Qualité et fiabilité
Le terme de “basculement” est certes excessif pour ce qui s’appuie encore sur nombre d’extrapolations. “Le mouvement ne va pas s’inverser, mais un rééquilibrage surviendra certainement pour gommer les excès de délocalisations des 15 dernières années”, prévoit Emmanuel Bonnaud, associé senior chez Roland Berger. La logique voudrait que les entreprises industrielles se tournent vers le Vietnam ou l’Indonésie. Mais outre le fait que ces pays n’ont pas la productivité et les infrastructures de la Chine, les industriels vont se poser davantage de questions. Ils ont mûri après avoir vécu beaucoup de désillusions et subi la concurrence croissante des pays émergents.
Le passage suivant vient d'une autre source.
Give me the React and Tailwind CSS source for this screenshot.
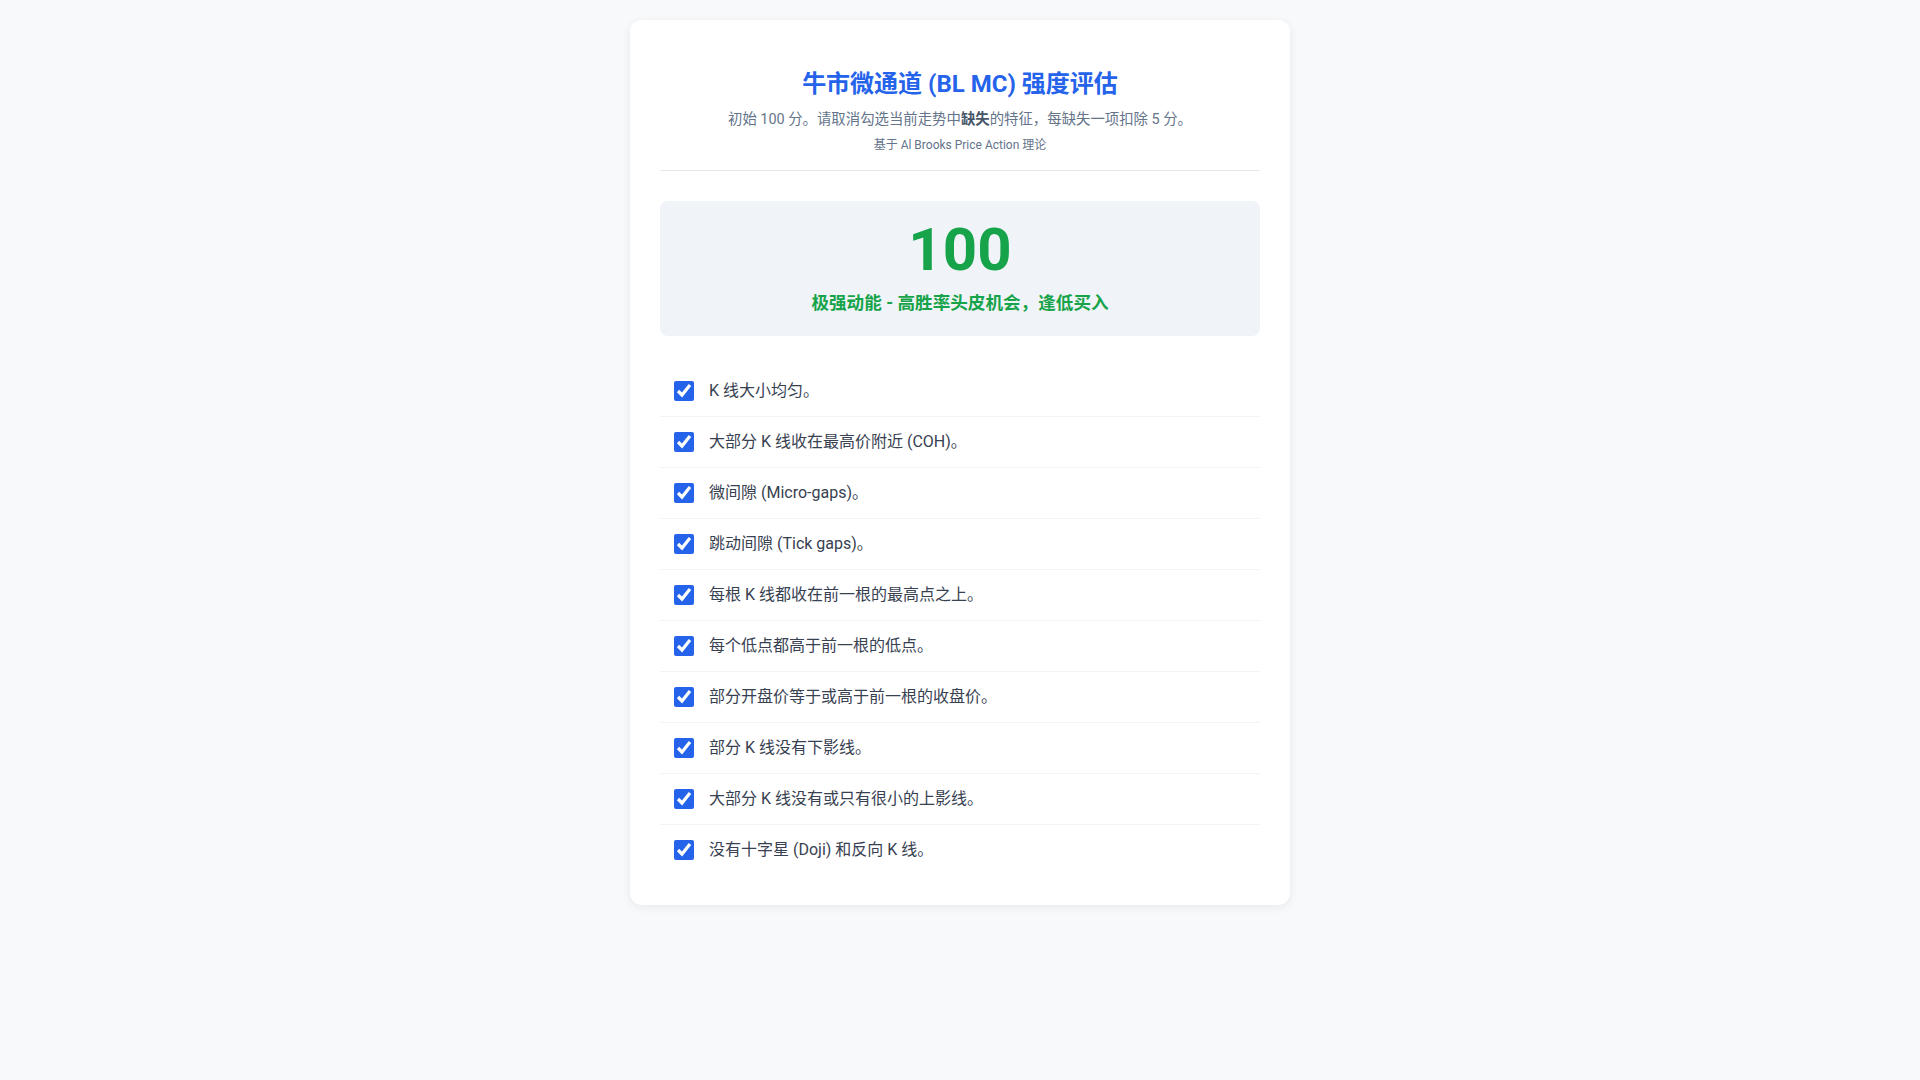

“Les Japonais commençaient même à délocaliser leurs centres de R&D en Chine. Or, face aux problèmes de propriété intellectuelle, aux coûts pour former et garder les ingénieurs, ils ont entamé un mouvement de retour à partir des années 2004-2005”, observe Pascal Colombani. En matière de manufacture aussi l’analyse se veut plus fine, prenant plus en compte la qualité et la fiabilité. Evidemment les industries “relocalisées” ne reviendront pas comme elles étaient parties, la Chine développant un marché local, l’Europe et les Etats-Unis souffrant de surcapacité chronique. Mais elles chercheront un complément de productivité en Occident. “Ceux pour qui la qualité, la maîtrise de la supply chain, la proximité et l’innovation sont essentielles, à l’exemple de Rossignol, vont faire plus d’arbitrages”, énonce Emmanuel Bonnaud. Une lueur d’espoir pour les Etats-Unis. L’Europe, qui souffre d’un euro fort et d’une main- d’œuvre peu flexible, n’en est pas encore à ce stade.

(1) Harvard Business Review, Special Report “Reinventing America”, mars 2012.
(2) “Made in America, de nouveau. Pourquoi l’industrie va revenir aux Etats-Unis”, BCG, mai 2011.